Each line below either holds the string "this" or doesn't. Count those that do and give only the number.

┌────────

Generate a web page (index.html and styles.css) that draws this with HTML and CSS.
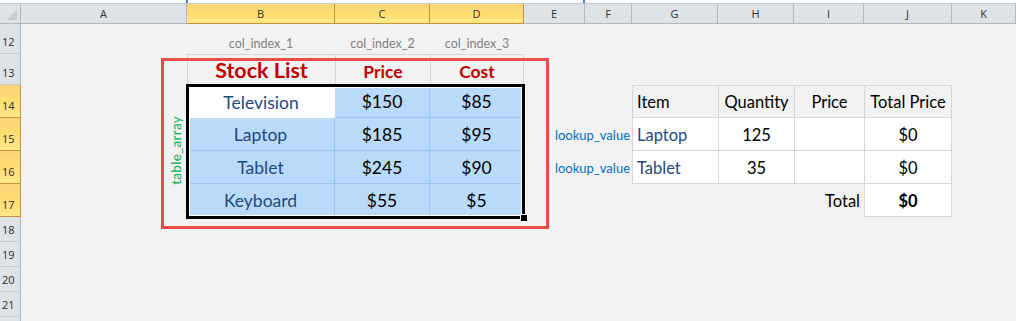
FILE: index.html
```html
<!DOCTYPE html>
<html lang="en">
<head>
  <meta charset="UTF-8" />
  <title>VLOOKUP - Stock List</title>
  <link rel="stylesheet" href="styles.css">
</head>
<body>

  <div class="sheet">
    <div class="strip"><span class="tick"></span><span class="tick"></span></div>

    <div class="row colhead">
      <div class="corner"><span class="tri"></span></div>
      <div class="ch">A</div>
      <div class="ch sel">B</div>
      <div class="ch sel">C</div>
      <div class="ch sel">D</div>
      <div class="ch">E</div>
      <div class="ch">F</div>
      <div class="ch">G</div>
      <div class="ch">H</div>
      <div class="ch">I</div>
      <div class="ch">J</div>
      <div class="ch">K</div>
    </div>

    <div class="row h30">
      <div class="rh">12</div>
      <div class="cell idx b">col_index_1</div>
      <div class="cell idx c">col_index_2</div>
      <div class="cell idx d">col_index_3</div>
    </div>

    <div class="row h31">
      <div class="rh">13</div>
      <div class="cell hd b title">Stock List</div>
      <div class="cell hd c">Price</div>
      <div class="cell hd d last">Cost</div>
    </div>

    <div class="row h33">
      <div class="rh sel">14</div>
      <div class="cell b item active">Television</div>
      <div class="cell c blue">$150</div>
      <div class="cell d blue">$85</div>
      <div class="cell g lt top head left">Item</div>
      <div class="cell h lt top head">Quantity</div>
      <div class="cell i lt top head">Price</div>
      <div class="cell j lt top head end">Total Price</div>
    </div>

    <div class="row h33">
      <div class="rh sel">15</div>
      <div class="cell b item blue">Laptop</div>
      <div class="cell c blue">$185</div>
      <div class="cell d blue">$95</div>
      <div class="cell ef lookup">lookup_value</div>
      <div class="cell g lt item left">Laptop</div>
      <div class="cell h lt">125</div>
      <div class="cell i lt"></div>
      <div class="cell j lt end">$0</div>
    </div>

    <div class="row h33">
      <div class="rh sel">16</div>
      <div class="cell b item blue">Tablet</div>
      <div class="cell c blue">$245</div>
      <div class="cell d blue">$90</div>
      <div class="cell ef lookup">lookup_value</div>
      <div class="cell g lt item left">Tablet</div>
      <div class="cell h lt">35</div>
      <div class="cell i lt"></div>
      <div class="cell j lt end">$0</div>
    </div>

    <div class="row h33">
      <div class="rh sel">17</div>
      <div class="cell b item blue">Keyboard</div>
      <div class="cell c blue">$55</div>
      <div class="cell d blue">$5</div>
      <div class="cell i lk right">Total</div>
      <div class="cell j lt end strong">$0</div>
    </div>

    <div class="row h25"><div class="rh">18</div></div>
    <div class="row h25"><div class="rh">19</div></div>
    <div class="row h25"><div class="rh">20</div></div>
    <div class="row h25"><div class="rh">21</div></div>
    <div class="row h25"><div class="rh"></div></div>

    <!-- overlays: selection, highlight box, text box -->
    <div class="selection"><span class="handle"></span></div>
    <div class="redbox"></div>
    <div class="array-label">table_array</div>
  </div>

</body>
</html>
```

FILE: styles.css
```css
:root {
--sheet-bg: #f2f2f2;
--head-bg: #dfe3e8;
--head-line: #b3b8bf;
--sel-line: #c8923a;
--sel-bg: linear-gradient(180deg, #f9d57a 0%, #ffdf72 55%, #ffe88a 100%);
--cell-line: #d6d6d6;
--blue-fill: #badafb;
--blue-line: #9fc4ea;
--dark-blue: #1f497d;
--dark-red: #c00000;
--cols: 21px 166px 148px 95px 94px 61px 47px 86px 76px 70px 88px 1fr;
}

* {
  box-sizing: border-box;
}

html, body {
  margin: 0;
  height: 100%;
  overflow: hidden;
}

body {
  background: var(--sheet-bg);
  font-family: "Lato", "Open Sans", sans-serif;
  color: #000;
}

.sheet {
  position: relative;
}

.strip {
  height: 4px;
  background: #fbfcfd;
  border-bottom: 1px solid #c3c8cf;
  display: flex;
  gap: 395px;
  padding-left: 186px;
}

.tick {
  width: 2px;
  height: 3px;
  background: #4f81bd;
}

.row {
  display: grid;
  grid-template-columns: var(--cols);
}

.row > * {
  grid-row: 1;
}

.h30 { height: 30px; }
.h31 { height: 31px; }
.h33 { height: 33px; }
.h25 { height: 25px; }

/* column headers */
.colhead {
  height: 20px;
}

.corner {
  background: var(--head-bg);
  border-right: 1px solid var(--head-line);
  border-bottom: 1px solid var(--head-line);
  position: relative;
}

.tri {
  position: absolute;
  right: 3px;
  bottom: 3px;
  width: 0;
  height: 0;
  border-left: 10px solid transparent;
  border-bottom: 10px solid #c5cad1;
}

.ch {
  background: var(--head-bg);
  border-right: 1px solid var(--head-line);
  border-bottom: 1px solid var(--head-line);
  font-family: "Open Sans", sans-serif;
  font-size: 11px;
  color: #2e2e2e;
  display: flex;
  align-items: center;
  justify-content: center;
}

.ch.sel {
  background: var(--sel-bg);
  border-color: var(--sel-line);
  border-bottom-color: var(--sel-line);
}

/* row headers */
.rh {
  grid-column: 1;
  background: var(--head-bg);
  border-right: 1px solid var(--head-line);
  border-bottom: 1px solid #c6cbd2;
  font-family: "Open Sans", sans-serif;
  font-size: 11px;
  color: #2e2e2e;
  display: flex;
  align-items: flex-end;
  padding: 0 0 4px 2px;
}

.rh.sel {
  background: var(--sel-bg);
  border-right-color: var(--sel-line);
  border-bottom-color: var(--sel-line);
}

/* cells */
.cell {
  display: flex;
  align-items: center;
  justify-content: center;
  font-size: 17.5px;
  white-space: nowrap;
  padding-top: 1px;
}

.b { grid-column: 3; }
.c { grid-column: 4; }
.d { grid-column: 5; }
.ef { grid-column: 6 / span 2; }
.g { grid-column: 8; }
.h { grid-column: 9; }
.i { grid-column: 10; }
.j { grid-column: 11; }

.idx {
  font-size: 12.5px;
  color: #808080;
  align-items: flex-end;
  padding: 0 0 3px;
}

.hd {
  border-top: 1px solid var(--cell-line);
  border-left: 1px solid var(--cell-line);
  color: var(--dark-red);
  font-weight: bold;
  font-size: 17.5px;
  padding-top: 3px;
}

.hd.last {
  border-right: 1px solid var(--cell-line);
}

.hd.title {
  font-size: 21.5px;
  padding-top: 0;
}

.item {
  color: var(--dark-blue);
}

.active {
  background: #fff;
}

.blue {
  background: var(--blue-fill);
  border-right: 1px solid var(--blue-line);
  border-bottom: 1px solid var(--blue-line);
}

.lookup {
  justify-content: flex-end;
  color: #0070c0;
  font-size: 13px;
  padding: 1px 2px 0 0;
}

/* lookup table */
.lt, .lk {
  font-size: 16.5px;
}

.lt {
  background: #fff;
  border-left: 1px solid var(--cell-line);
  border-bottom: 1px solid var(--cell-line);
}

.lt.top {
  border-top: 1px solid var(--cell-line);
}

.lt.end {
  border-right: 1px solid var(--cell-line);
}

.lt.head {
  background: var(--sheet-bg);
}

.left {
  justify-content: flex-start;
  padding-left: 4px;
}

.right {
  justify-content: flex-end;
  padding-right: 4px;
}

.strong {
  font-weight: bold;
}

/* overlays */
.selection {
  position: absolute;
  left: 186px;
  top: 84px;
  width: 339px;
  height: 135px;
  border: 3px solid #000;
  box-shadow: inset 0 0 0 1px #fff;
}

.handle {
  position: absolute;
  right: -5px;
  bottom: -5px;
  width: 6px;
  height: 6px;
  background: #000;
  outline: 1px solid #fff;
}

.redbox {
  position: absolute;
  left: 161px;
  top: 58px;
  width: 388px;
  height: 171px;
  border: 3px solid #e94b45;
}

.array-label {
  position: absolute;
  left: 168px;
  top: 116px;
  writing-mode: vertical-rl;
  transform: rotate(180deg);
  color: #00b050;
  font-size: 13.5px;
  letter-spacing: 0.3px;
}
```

└────────
┌────────

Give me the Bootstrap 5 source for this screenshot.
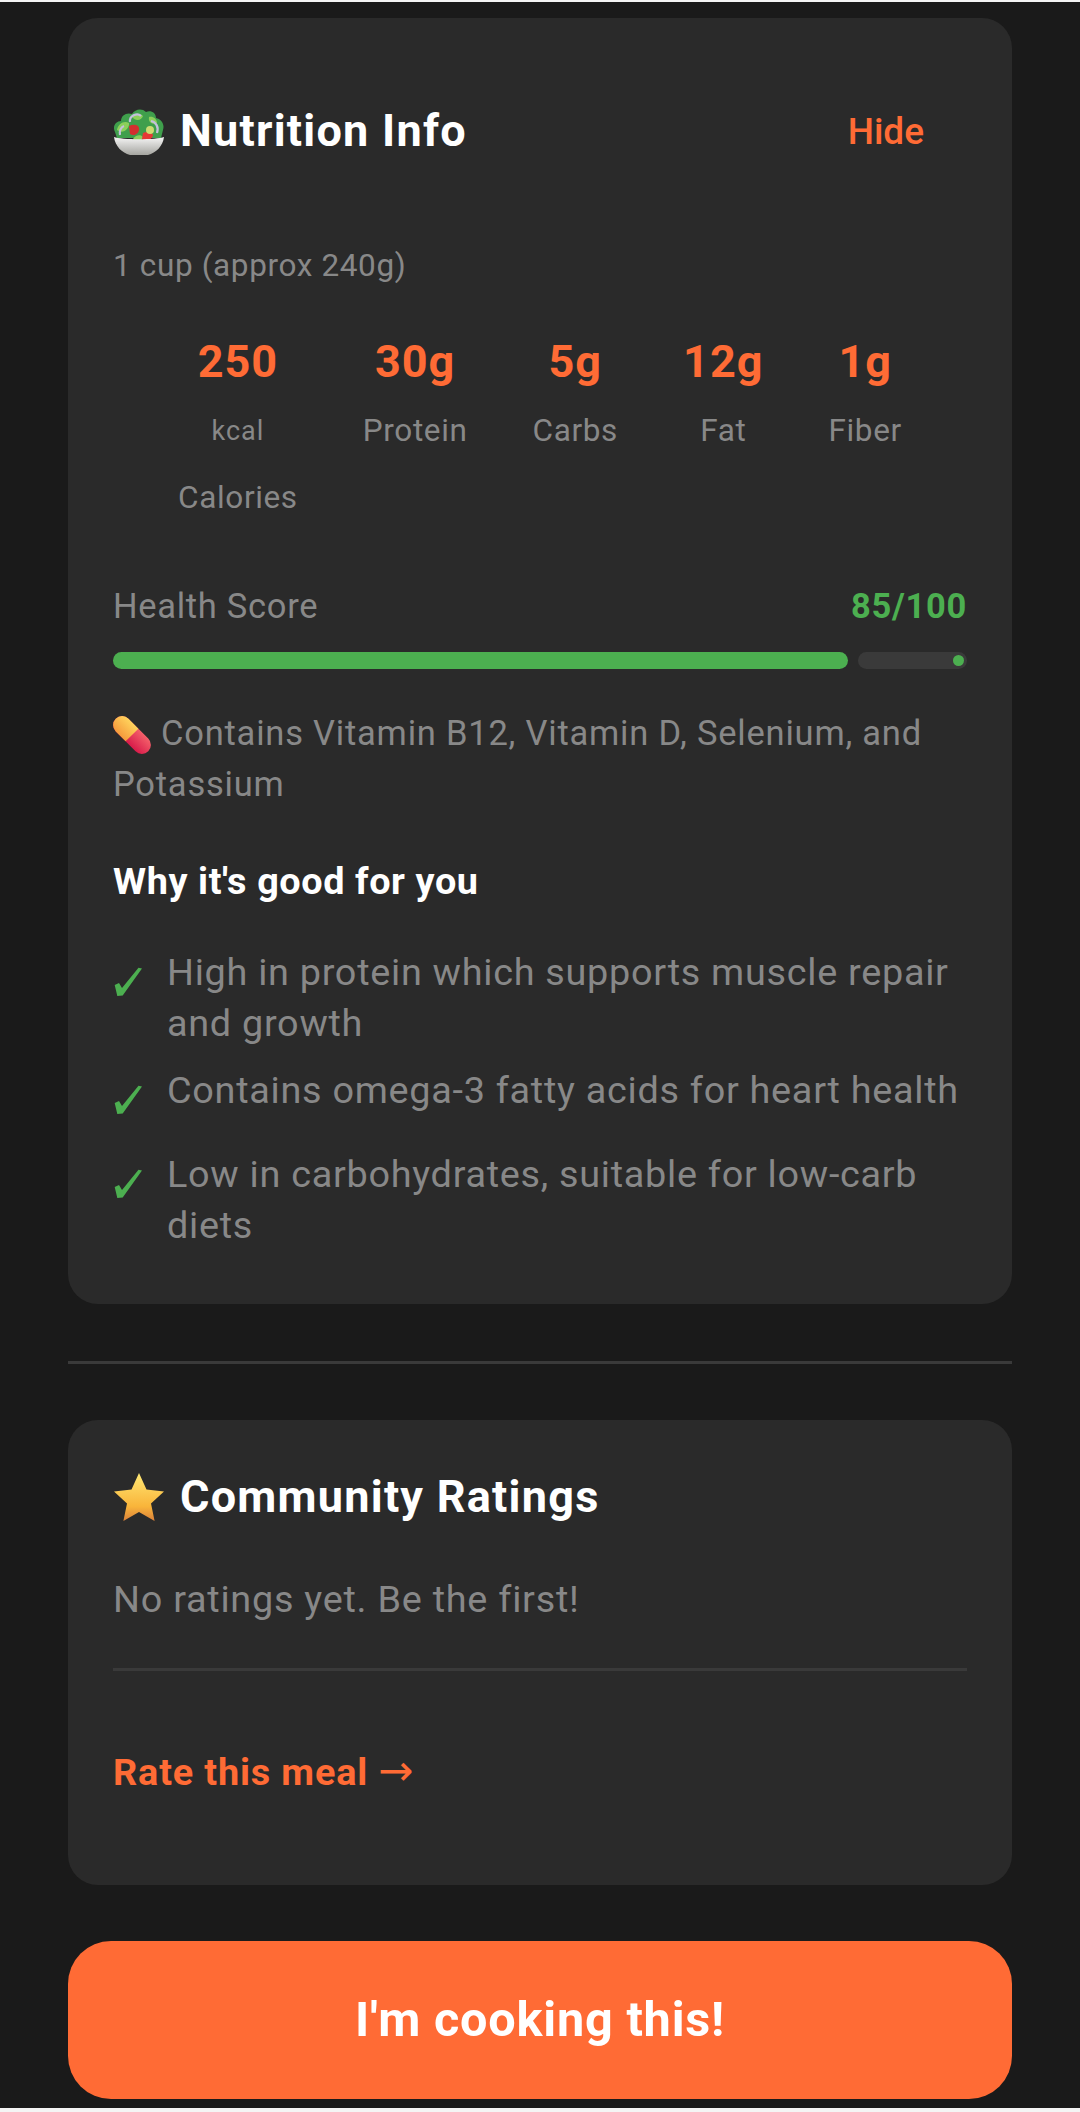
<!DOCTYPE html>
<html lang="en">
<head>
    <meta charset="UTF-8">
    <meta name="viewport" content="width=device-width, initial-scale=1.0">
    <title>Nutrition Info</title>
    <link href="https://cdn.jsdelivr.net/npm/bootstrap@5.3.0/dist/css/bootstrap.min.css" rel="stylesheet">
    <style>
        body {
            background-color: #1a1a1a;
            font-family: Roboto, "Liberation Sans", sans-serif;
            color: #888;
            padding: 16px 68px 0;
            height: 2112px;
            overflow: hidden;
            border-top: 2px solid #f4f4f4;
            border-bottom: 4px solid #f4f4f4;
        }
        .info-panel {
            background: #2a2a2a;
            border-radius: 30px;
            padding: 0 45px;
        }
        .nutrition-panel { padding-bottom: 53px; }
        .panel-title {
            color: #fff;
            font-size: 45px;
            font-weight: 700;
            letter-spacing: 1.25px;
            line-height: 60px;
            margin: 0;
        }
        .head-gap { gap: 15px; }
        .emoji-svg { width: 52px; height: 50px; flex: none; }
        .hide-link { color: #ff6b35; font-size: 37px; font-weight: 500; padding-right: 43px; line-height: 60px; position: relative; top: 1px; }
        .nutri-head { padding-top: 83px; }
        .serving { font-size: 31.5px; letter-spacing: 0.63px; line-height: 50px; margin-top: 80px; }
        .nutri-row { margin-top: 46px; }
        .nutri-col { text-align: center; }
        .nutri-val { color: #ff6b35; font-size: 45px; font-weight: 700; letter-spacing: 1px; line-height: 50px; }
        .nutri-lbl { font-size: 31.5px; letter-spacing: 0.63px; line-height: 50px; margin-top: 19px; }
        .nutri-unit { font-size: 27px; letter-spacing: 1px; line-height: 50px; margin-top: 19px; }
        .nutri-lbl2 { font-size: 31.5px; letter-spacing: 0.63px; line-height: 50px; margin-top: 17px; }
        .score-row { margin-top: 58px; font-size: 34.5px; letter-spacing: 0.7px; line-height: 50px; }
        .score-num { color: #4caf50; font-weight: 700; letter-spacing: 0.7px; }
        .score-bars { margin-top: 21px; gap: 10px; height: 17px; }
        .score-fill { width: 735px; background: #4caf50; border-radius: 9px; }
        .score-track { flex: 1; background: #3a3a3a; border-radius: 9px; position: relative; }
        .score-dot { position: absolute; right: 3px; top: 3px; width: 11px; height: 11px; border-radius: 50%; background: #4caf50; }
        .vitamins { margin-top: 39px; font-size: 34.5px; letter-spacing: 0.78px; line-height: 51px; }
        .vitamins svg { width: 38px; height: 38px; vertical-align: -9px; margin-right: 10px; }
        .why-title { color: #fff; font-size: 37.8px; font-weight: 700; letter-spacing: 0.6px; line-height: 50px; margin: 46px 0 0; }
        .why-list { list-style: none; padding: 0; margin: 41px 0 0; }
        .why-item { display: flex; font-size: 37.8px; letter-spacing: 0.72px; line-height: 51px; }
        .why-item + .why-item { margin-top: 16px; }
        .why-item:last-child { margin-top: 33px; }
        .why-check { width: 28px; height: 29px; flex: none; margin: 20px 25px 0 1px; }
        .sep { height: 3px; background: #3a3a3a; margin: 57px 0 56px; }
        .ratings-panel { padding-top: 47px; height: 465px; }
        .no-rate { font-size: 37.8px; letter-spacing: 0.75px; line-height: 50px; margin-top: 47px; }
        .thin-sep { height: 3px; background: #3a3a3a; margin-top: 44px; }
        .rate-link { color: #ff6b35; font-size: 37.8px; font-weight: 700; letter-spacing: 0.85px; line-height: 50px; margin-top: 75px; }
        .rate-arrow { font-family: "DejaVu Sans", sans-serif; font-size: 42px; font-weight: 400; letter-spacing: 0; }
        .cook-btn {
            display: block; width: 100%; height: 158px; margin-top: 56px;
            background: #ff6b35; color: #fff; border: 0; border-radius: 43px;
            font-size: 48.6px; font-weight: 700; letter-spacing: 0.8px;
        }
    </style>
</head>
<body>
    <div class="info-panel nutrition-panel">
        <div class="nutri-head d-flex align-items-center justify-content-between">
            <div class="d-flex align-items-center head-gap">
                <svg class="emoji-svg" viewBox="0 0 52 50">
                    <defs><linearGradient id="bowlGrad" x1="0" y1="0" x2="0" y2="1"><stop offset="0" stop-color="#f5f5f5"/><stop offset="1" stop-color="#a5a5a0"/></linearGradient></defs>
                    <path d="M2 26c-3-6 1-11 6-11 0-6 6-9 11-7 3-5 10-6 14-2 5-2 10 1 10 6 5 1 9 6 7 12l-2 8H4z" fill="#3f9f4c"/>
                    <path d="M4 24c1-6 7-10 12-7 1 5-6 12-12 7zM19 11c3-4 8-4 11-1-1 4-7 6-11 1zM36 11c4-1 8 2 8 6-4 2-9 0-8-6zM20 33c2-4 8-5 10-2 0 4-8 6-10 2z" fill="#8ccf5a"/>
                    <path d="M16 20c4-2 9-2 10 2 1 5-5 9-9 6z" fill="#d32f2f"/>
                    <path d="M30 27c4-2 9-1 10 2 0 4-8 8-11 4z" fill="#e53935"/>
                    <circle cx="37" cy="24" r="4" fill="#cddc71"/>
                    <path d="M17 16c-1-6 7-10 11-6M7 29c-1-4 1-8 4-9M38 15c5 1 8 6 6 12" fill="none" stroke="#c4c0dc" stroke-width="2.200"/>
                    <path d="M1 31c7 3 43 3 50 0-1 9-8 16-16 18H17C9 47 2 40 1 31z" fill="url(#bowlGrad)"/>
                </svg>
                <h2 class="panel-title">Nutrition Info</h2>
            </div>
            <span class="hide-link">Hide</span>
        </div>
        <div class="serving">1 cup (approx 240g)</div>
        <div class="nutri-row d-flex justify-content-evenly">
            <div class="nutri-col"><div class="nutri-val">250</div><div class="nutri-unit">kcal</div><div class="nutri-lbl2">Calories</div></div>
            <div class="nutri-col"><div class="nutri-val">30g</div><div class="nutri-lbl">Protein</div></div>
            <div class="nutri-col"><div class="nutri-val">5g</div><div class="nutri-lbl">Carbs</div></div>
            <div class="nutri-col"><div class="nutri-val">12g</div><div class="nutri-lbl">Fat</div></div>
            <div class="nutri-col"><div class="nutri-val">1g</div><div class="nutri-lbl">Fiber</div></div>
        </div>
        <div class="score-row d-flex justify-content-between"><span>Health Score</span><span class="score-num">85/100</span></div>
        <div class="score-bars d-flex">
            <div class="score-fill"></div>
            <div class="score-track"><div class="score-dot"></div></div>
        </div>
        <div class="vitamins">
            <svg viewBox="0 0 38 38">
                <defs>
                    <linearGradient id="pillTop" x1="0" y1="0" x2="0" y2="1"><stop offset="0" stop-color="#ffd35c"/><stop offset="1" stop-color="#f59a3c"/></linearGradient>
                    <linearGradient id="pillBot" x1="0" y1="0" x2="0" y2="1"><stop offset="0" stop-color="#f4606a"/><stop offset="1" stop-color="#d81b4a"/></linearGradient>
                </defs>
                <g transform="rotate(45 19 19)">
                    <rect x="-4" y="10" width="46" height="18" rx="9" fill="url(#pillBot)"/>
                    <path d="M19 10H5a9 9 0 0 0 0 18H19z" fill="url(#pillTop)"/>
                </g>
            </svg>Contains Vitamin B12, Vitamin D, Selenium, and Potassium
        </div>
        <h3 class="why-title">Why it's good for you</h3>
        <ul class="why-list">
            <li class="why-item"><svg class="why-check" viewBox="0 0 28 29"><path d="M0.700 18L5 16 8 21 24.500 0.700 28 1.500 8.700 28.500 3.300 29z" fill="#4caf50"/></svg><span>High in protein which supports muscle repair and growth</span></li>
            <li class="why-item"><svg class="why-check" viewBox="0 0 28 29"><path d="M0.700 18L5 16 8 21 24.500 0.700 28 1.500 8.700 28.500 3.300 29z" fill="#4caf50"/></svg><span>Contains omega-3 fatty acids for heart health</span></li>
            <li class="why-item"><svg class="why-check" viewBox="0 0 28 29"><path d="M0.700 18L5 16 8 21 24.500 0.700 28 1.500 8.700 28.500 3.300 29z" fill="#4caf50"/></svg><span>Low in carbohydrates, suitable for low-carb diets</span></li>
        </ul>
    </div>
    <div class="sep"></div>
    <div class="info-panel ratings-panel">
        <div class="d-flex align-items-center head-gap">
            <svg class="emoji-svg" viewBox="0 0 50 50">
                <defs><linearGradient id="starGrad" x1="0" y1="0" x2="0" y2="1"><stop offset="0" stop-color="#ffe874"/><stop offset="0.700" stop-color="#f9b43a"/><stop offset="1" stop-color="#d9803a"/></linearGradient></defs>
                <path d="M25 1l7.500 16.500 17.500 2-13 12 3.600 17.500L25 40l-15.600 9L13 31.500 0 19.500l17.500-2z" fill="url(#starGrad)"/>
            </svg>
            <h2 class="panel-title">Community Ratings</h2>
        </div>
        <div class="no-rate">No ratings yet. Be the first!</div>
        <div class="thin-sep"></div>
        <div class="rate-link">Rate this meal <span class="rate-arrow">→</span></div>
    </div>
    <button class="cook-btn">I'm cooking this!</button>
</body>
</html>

└────────

» Written response
4